Business partnerships form when like-minded people come together to achieve similar goals. The arrangement can be beneficial for years or decades but can also take a negative turn.
These are five circumstances leading to a business divorce.
1. A partner’s ambivalence
Many people enter into business partnerships to compensate for the skills or resources they lack. For example, you may excel at handling face-to-face client interactions but rely upon your partner’s accounting skills. If either partner loses motivation or can not focus on an essential role, the foundation of the partnership is at risk.
2. Changing goals
Significant success can inspire one partner’s desire for additional locations or offerings that another partner considers risky. Partners who do not whole-heartedly agree about a core business change may experience underlying conflict making a partnership dissolution inevitable.
3. Dishonesty
Partners rely upon each other’s integrity and honesty to develop a healthy business that promotes their long-term interests.

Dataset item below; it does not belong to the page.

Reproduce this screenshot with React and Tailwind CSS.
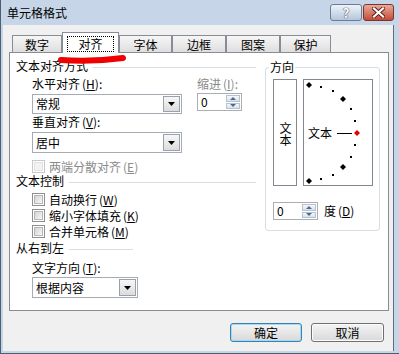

A secretive partner who lies or distorts information can cost you time and money and compromise your reputation. A partner’s stealing, tax fraud and document falsification are major transgressions warranting an immediate partnership dissolution.
4. Conflicting priorities
Sometimes a partnership ends because one partner undergoes a life circumstance making its continuation unfeasible. For example, illness can leave one partner physically unable to perform vital duties, or a spouse’s job transfer could require relocation out of New Jersey, reducing a partner’s accessibility.
5. Declining revenue
When a business’s costs exceed its gains due to a poor economy, diminishing market or other circumstances, it can become a financial drain despite its partners’ best efforts. A partnership dissolution may be the only viable option to mitigate losses.
Whether you seek full ownership of your business or dissolve it entirely, an amicable partnership dissolution benefits everyone.